To be able to walk at 6’2” again. I would be on the tennis court most of that day.

How has your disability changed you beyond the obvious?

I’m very focused and driven unlike ever before. It’s hard to stop me when I’m doing something.  And, I’ve realized tragedies don’t just happen to others—now I’m that other person. I can see things through the eyes of others and empathize more than before. 

The loss of your son in 2015 must surely have been the hardest loss you have ever suffered. How do you go on after that?

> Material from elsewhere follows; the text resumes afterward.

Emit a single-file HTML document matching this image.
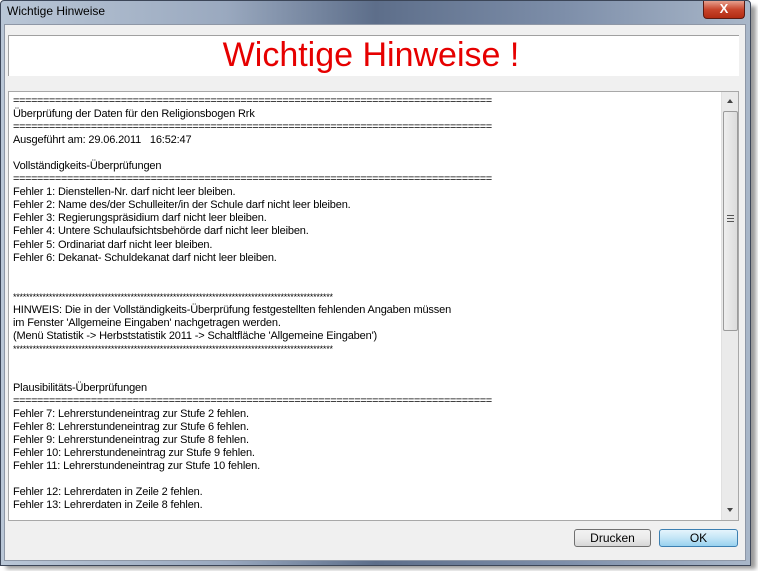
<!DOCTYPE html>
<html><head><meta charset="utf-8"><style>
*{margin:0;padding:0;box-sizing:border-box}
body{width:758px;height:571px;background:#fff;position:relative;overflow:hidden;font-family:"Liberation Sans",Arial,sans-serif}
.shadow{position:absolute;left:6px;top:6px;width:750px;height:563px;background:#9a9a9a;filter:blur(2px)}
.win{position:absolute;left:0;top:0;width:751px;height:566px;border:1px solid #3c4658;background:linear-gradient(90deg,#b9c6d6 0%,#9aa9bf 30%,#5d6e8a 50%,#7d8ea9 75%,#a9b7c9 100%);border-radius:4px 4px 0 0}
.title{position:absolute;left:6px;top:3px;font-size:12px;color:#000}
.close{position:absolute;left:702px;top:0;width:42px;height:18px;border:1px solid #5a1a12;border-top:none;border-radius:0 0 4px 4px;background:linear-gradient(#e7a08e,#c8452c 50%,#b22b12);color:#fff;font-weight:bold;font-size:13px;text-align:center;line-height:16px}
.client{position:absolute;left:4px;top:24px;width:742px;height:537px;background:#f0f0f0;border:1px solid #8e97a6}
.head{position:absolute;left:8px;top:35px;width:731px;height:41px;background:#fff;border-top:1px solid #a0a0a0;border-left:1px solid #a0a0a0}
.head div{text-align:center;color:#e60000;font-size:34px;line-height:38px;margin-left:-6px}
.box{position:absolute;left:8px;top:91px;width:731px;height:430px;background:#fff;border:1px solid #a8a8a8;overflow:hidden}
.txt{position:absolute;left:4px;top:3px;font-size:11px;line-height:13.05px;color:#000;white-space:pre;letter-spacing:-0.15px}
.eq{letter-spacing:-0.44px}
.st{font-size:9px;letter-spacing:-0.24px}
.sb{position:absolute;right:0;top:0;width:17px;height:428px;background:#eaeaea;border-left:1px solid #e0e0e0}
.thumb{position:absolute;left:1px;top:19px;width:15px;height:220px;border:1px solid #9b9b9b;border-radius:2px;background:linear-gradient(90deg,#eee,#dcdcdc)}
.btn{position:absolute;top:529px;height:18px;border:1px solid #707070;border-radius:3px;background:linear-gradient(#f2f2f2,#ebebeb 50%,#d6d6d6);font-size:12px;text-align:center;line-height:16px}
</style></head><body>
<div class="shadow"></div>
<div class="win">
<div class="title">Wichtige Hinweise</div>
<div class="close">X</div>
</div>
<div class="client"></div>
<div class="head"><div>Wichtige Hinweise !</div></div>
<div class="box">
<div class="txt"><span class="eq">================================================================================</span>
Überprüfung der Daten für den Religionsbogen Rrk
<span class="eq">================================================================================</span>
Ausgeführt am: 29.06.2011   16:52:47

Vollständigkeits-Überprüfungen
<span class="eq">================================================================================</span>
Fehler 1: Dienstellen-Nr. darf nicht leer bleiben.
Fehler 2: Name des/der Schulleiter/in der Schule darf nicht leer bleiben.
Fehler 3: Regierungspräsidium darf nicht leer bleiben.
Fehler 4: Untere Schulaufsichtsbehörde darf nicht leer bleiben.
Fehler 5: Ordinariat darf nicht leer bleiben.
Fehler 6: Dekanat- Schuldekanat darf nicht leer bleiben.


<span class="st">**************************************************************************************************</span>
HINWEIS: Die in der Vollständigkeits-Überprüfung festgestellten fehlenden Angaben müssen
im Fenster 'Allgemeine Eingaben' nachgetragen werden.
(Menü Statistik -&gt; Herbststatistik 2011 -&gt; Schaltfläche 'Allgemeine Eingaben')
<span class="st">**************************************************************************************************</span>


Plausibilitäts-Überprüfungen
<span class="eq">================================================================================</span>
Fehler 7: Lehrerstundeneintrag zur Stufe 2 fehlen.
Fehler 8: Lehrerstundeneintrag zur Stufe 6 fehlen.
Fehler 9: Lehrerstundeneintrag zur Stufe 8 fehlen.
Fehler 10: Lehrerstundeneintrag zur Stufe 9 fehlen.
Fehler 11: Lehrerstundeneintrag zur Stufe 10 fehlen.

Fehler 12: Lehrerdaten in Zeile 2 fehlen.
Fehler 13: Lehrerdaten in Zeile 8 fehlen.</div>
<div class="sb">
<div style="position:absolute;left:5px;top:7px;border-left:3px solid transparent;border-right:3px solid transparent;border-bottom:4px solid #444"></div>
<div class="thumb"><div style="position:absolute;left:3px;top:103px;width:7px;height:7px;border-top:1px solid #555;border-bottom:1px solid #555"></div><div style="position:absolute;left:3px;top:106px;width:7px;height:1px;background:#555"></div></div>
<div style="position:absolute;left:5px;top:416px;border-left:3px solid transparent;border-right:3px solid transparent;border-top:4px solid #444"></div>
</div>
</div>
<div class="btn" style="left:574px;width:77px">Drucken</div>
<div class="btn" style="left:659px;width:79px;border-color:#3c7fb1;background:linear-gradient(#e5f4fc,#c4e5f6 50%,#98d1ef)">OK</div>
</body></html>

I now take it day to day; some days are better than others. The pain will always be there, but I get through the days remembering the fun we had, his smile, and talking about him and showing his pictures to others.

What is your most treasured material possession?

My son’s 4th grade school pictures.  It was always difficult to get him to take a serious, genuine picture, but this was his time. As you see, I’m a proud father.

Favorite local hangouts?

Up until June 2015, I spent the most time at Ralya Elementary in Haslett, which my son attended. Now I enjoy going to small town festivals and carnivals. We always took our son to them, dressed in a tie-dye shirt so we could easily spot him.

What do you wish someone would invent?

I wish someone would create a cure for all cancers and a time traveling machine so I could go back and bring my son here for the cure. I wish someone would create a way to Skype to heaven. I would love to talk to my son, also to my dad Roger and hear his continued advice. No matter my age, he would always advise me as if I was 13. I would gladly act 13 to hear his advice now. 

Who is on your guest list for the ideal dinner party?

 My son and my father; William Shakespeare; John Donne; Ronald Reagan; and Pete Johnson. Oh, and my dog in heaven, Craig. 

What’s your favorite charity?

I created the nonprofit Will Goodale Memorial Foundation, to raise scholarships for students wanting to become police officers, as did Will, and to raise awareness of early detection of cancers. The foundation will have a yearly kickball event near the end of each school year, hosted by Meridian Township with a date TBA. Donations and sponsors are now accepted.

Has your son’s death changed your outlook on life?

Definitely. I’ve always been conservative in most everything I do. But losing Will made me realize my time has come twice already and I’m still here and I need to live my borrowed days to the fullest.

Some say what doesn’t kill you makes you stronger. I’m a much stronger person now than ever before.